+++ Information given +++

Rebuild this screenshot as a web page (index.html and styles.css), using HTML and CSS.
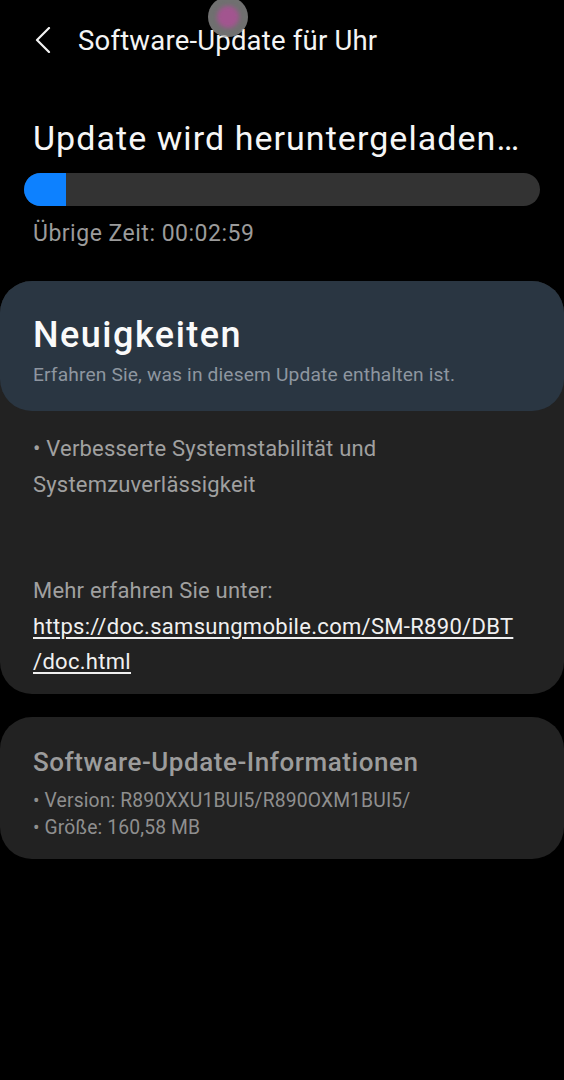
FILE: index.html
```html
<!DOCTYPE html>
<html lang="de">
<head>
<meta charset="utf-8">
<link rel="stylesheet" href="styles.css">
</head>
<body>
<header class="appbar">
  <svg class="back" width="16" height="26" viewBox="0 0 16 26"><path d="M14 1 L2 13 L14 25" fill="none" stroke="#f2f2f2" stroke-width="2.2" stroke-linecap="round" stroke-linejoin="round"/></svg>
  <h1 class="title">Software-Update für Uhr</h1>
</header>

<section class="download">
  <h2 class="status">Update wird heruntergeladen…</h2>
  <div class="track"><div class="fill"></div></div>
  <p class="remaining">Übrige Zeit: 00:02:59</p>
</section>

<section class="card news">
  <div class="news-head">
    <h2 class="news-title">Neuigkeiten</h2>
    <p class="news-sub">Erfahren Sie, was in diesem Update enthalten ist.</p>
  </div>
  <div class="news-body">
    <p>• Verbesserte Systemstabilität und Systemzuverlässigkeit</p>
    <p class="gap">Mehr erfahren Sie unter:<br><a class="link" href="#">https://doc.samsungmobile.com/SM-R890/DBT<br>/doc.html</a></p>
  </div>
</section>

<section class="card info">
  <h2 class="info-title">Software-Update-Informationen</h2>
  <p class="info-line">• Version: R890XXU1BUI5/R890OXM1BUI5/</p>
  <p class="info-line">• Größe: 160,58 MB</p>
</section>

<div class="touch"><div class="touch-dot"></div></div>
</body>
</html>
```

FILE: styles.css
```css
* { box-sizing: border-box; }
html, body { margin: 0; padding: 0; }
body {
  background: #000;
  width: 564px;
  height: 1080px;
  font-family: Roboto, "Noto Sans", sans-serif;
  color: #f2f2f2;
  position: relative;
  overflow: hidden;
}
h1, h2, p { margin: 0; font-weight: normal; }

.appbar {
  display: flex;
  align-items: center;
  height: 80px;
  padding-left: 35px;
}
.back { flex: none; }
.title {
  font-size: 27.5px;
  margin-left: 27px;
  color: #f4f4f4;
  letter-spacing: 0.2px;
}

.download { padding: 38px 24px 0 24px; }
.status {
  font-size: 34px;
  padding-left: 9px;
  color: #f6f6f6;
  line-height: 40px;
  letter-spacing: 1.05px;
  white-space: nowrap;
}
.track {
  margin-top: 15px;
  height: 33px;
  border-radius: 17px;
  background: #333333;
  overflow: hidden;
}
.fill {
  width: 42px;
  height: 100%;
  background: #0d81ff;
}
.remaining {
  font-size: 23px;
  color: #9b9b9b;
  padding-left: 9px;
  margin-top: 14px;
  line-height: 28px;
  letter-spacing: 0.5px;
}

.card {
  border-radius: 32px;
  background: #222222;
}
.news { margin-top: 33px; }
.news-head {
  background: #2a3642;
  border-radius: 32px;
  height: 130px;
  padding: 34px 33px 0 33px;
}
.news-title {
  font-size: 36px;
  font-weight: 500;
  color: #fafafa;
  line-height: 40px;
  letter-spacing: 1.5px;
}
.news-sub {
  font-size: 19.2px;
  color: #8e96a0;
  margin-top: 8px;
  line-height: 24px;
  letter-spacing: 0.15px;
}
.news-body {
  padding: 20px 33px 14px 33px;
  font-size: 22px;
  line-height: 35.5px;
  color: #a0a0a0;
  letter-spacing: 0.2px;
}
.news-body .gap { margin-top: 71px; }
.link { color: #f0f0f0; text-decoration: underline; text-underline-offset: 3px; text-decoration-thickness: 1.5px; letter-spacing: 0.3px; }

.info {
  margin-top: 23px;
  height: 142px;
  padding: 29px 33px 0 33px;
}
.info-title {
  font-size: 26px;
  font-weight: 500;
  color: #9c9c9c;
  line-height: 32px;
  letter-spacing: 0.55px;
}
.info-line {
  font-size: 19.3px;
  color: #8f8f8f;
  line-height: 27px;
  letter-spacing: 0.15px;
}
.info-title + .info-line { margin-top: 9px; }

.touch {
  position: absolute;
  left: 208px;
  top: -3px;
  width: 40px;
  height: 40px;
  border-radius: 50%;
  background: rgba(150,150,150,0.75);
  display: flex;
  align-items: center;
  justify-content: center;
}
.touch-dot {
  width: 22px;
  height: 22px;
  border-radius: 50%;
  background: #a2558f;
  filter: blur(2px);
}
```
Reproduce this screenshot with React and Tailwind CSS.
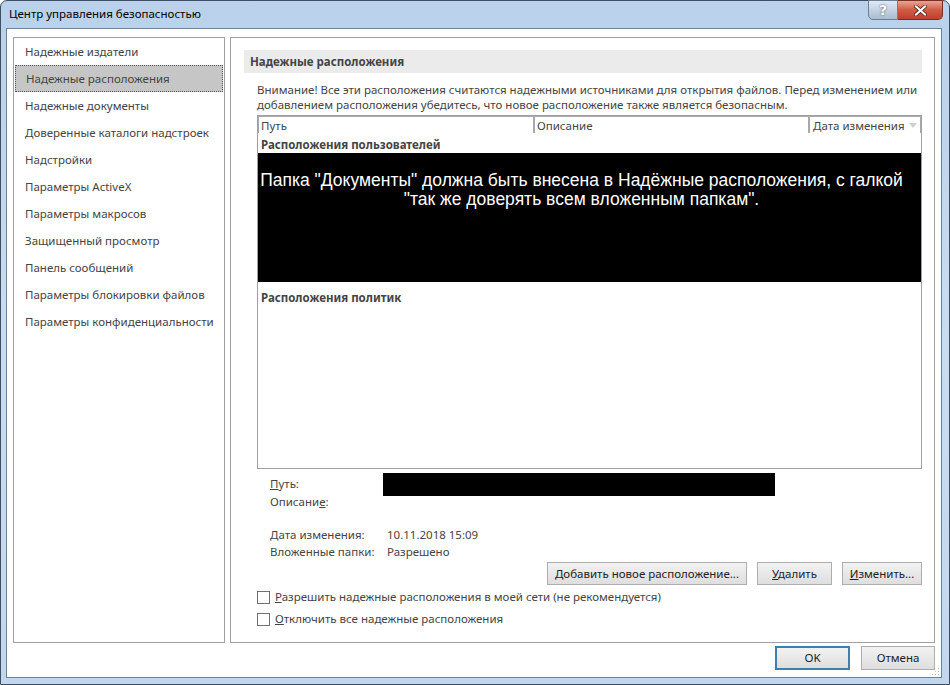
import React from "react";

const navItems = [
  "Надежные издатели",
  "Надежные расположения",
  "Надежные документы",
  "Доверенные каталоги надстроек",
  "Надстройки",
  "Параметры ActiveX",
  "Параметры макросов",
  "Защищенный просмотр",
  "Панель сообщений",
  "Параметры блокировки файлов",
  "Параметры конфиденциальности",
];

function Btn({ children, className = "", def = false }) {
  return (
    <div
      className={
        "flex items-center justify-center h-[23px] text-[11.5px] text-[#222] bg-gradient-to-b from-[#f2f2f2] to-[#dedede] " +
        (def ? "border-2 border-[#3c7fb1] " : "border border-[#adadad] ") +
        className
      }
    >
      {children}
    </div>
  );
}

export default function App() {
  return (
    <div
      className="w-[950px] h-[685px] overflow-hidden bg-white"
      style={{ fontFamily: '"Noto Sans", "Open Sans", sans-serif' }}
    >
      <div className="relative w-[950px] h-[685px] rounded-t-[7px] border border-[#3d4f63] bg-gradient-to-b from-[#b9d1ea] via-[#cadcf0] to-[#c2d7ee] flex flex-col pl-[5px] pr-[7px] pb-[6px]">
        {/* title bar */}
        <div className="h-[27px] flex items-start relative">
          <div className="pl-[3px] pt-[5px] text-[11.5px] text-black leading-[16px]">
            Центр управления безопасностью
          </div>
          <div className="absolute right-[-1px] top-[-1px] flex">
            <div className="w-[30px] h-[20px] border border-[#6e7f93] rounded-bl-[5px] bg-gradient-to-b from-[#dfe9f4] via-[#c4d3e3] to-[#a9bccf] flex items-center justify-center text-white text-[14px] font-bold leading-none" style={{ fontFamily: '"DejaVu Sans", sans-serif', textShadow: "0 0 2px #3a4a5a" }}>
              ?
            </div>
            <div className="w-[45px] h-[20px] border border-l-0 border-[#7a2d24] rounded-br-[5px] bg-gradient-to-b from-[#e8a493] via-[#cf5b44] to-[#c0402a] flex items-center justify-center">
              <svg width="13" height="11" viewBox="0 0 13 11">
                <path d="M2 1.5 L11 9.5 M11 1.5 L2 9.5" stroke="#3a1a14" strokeWidth="3.6" strokeLinecap="square" />
                <path d="M2 1.5 L11 9.5 M11 1.5 L2 9.5" stroke="#ffffff" strokeWidth="2.2" strokeLinecap="square" />
              </svg>
            </div>
          </div>
        </div>
        {/* client area */}
        <div className="flex-1 bg-white border border-[#6b8299] flex flex-col relative">
          <div className="flex mt-[8px] ml-[6px] h-[606px]">
            {/* left nav */}
            <div className="w-[212px] h-full border border-[#a0a0a0] px-[1px]">
              <div className="flex flex-col">
                {navItems.map((t, i) => (
                  <div
                    key={t}
                    className={
                      "h-[27px] flex items-center pl-[10px] text-[11.5px] text-[#444] " +
                      (i === 1 ? "bg-[#c6c6c6] border border-dotted border-[#555] pl-[9px]" : "")
                    }
                  >
                    {t}
                  </div>
                ))}
              </div>
            </div>
            {/* right panel */}
            <div className="ml-[5px] w-[705px] h-full border border-[#a0a0a0] flex flex-col pl-[13px] pr-[12px] pt-[12px]">
              <div className="h-[23px] bg-[#ebebeb] flex items-center pl-[6px] text-[11.5px] font-bold text-[#444]">
                Надежные расположения
              </div>
              <div className="pl-[13px] flex flex-col">
                <div className="mt-[9px] text-[11.5px] leading-[15px] text-[#444]">
                  Внимание! Все эти расположения считаются надежными источниками для открытия файлов. Перед изменением или добавлением расположения убедитесь, что новое расположение также является безопасным.
                </div>
                {/* table */}
                <div className="mt-[3px] h-[354px] border border-[#a0a0a0] flex flex-col">
                  <div className="flex h-[17px] bg-[#a9a9a9] gap-[2px] p-[1px] pb-0 text-[11.5px] text-[#444] leading-[15px]">
                    <div className="w-[274px] bg-white pl-[2px] flex items-center">Путь</div>
                    <div className="w-[273px] bg-white pl-[2px] flex items-center">Описание</div>
                    <div className="flex-1 bg-white pl-[3px] flex items-center justify-between pr-[3px]">
                      <span>Дата изменения</span>
                      <svg width="8" height="5" viewBox="0 0 8 5"><path d="M0 0 L8 0 L4 5 Z" fill="#d0d0d0" /></svg>
                    </div>
                  </div>
                  <div className="h-[20px] pl-[3px] pt-[3px] text-[11.5px] font-bold text-[#444] flex items-center">
                    Расположения пользователей
                  </div>
                  <div className="h-[129px] bg-black flex flex-col items-center pt-[18px] pr-[16px]">
                    <div
                      className="text-white text-[17.5px] leading-[19px] text-center whitespace-nowrap"
                      style={{ fontFamily: '"Liberation Sans", Arial, sans-serif' }}
                    >
                      Папка "Документы" должна быть внесена в Надёжные расположения, с галкой
                      <br />
                      "так же доверять всем вложенным папкам".
                    </div>
                  </div>
                  <div className="h-[32px] pl-[3px] text-[11.5px] font-bold text-[#444] flex items-center">
                    Расположения политик
                  </div>
                </div>
                {/* details */}
                <div className="flex flex-col text-[11.5px] text-[#444] mt-[2px] pl-[13px]">
                  <div className="flex h-[19px] items-start relative">
                    <span className="mt-[5px] leading-[15px]"><u>П</u>уть:</span>
                    <div className="absolute left-[113px] top-[2px] w-[392px] h-[23px] bg-black" />
                  </div>
                  <div className="h-[18px] leading-[18px] mt-[3px]">
                    Описани<u>е</u>:
                  </div>
                  <div className="h-[15px]" />
                  <div className="flex h-[17px] items-center">
                    <span className="w-[117px]">Дата изменения:</span>
                    <span>10.11.2018 15:09</span>
                  </div>
                  <div className="flex h-[17px] items-center">
                    <span className="w-[117px]">Вложенные папки:</span>
                    <span>Разрешено</span>
                  </div>
                </div>
                <div className="flex justify-end gap-[10px] mt-[2px]">
                  <Btn className="w-[200px]"><span><u>Д</u>обавить новое расположение...</span></Btn>
                  <Btn className="w-[75px]"><span><u>У</u>далить</span></Btn>
                  <Btn className="w-[80px]"><span><u>И</u>зменить...</span></Btn>
                </div>
                <div className="flex flex-col mt-[1px] text-[11.5px] text-[#444]">
                  <div className="flex items-center h-[22px]">
                    <div className="w-[13px] h-[13px] border border-[#707070] bg-white" />
                    <span className="ml-[5px]"><u>Р</u>азрешить надежные расположения в моей сети (не рекомендуется)</span>
                  </div>
                  <div className="flex items-center h-[22px]">
                    <div className="w-[13px] h-[13px] border border-[#707070] bg-white" />
                    <span className="ml-[5px]"><u>О</u>тключить все надежные расположения</span>
                  </div>
                </div>
              </div>
            </div>
          </div>
          <div className="flex justify-end gap-[11px] mt-[3px] mr-[6px]">
            <Btn def className="w-[75px] h-[24px]">OK</Btn>
            <Btn className="w-[74px] h-[24px]">Отмена</Btn>
          </div>
          <svg className="absolute right-[1px] bottom-[1px]" width="8" height="8" viewBox="0 0 8 8">
            <g fill="#b8c4d0">
              <rect x="6" y="0" width="1" height="1" />
              <rect x="3" y="3" width="1" height="1" />
              <rect x="6" y="3" width="1" height="1" />
              <rect x="0" y="6" width="1" height="1" />
              <rect x="3" y="6" width="1" height="1" />
              <rect x="6" y="6" width="1" height="1" />
            </g>
          </svg>
        </div>
      </div>
    </div>
  );
}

+++

Work to be completed — Go through the listing above and work out how many lines contain the string "React". Reply with the number alone.

Full answer — 2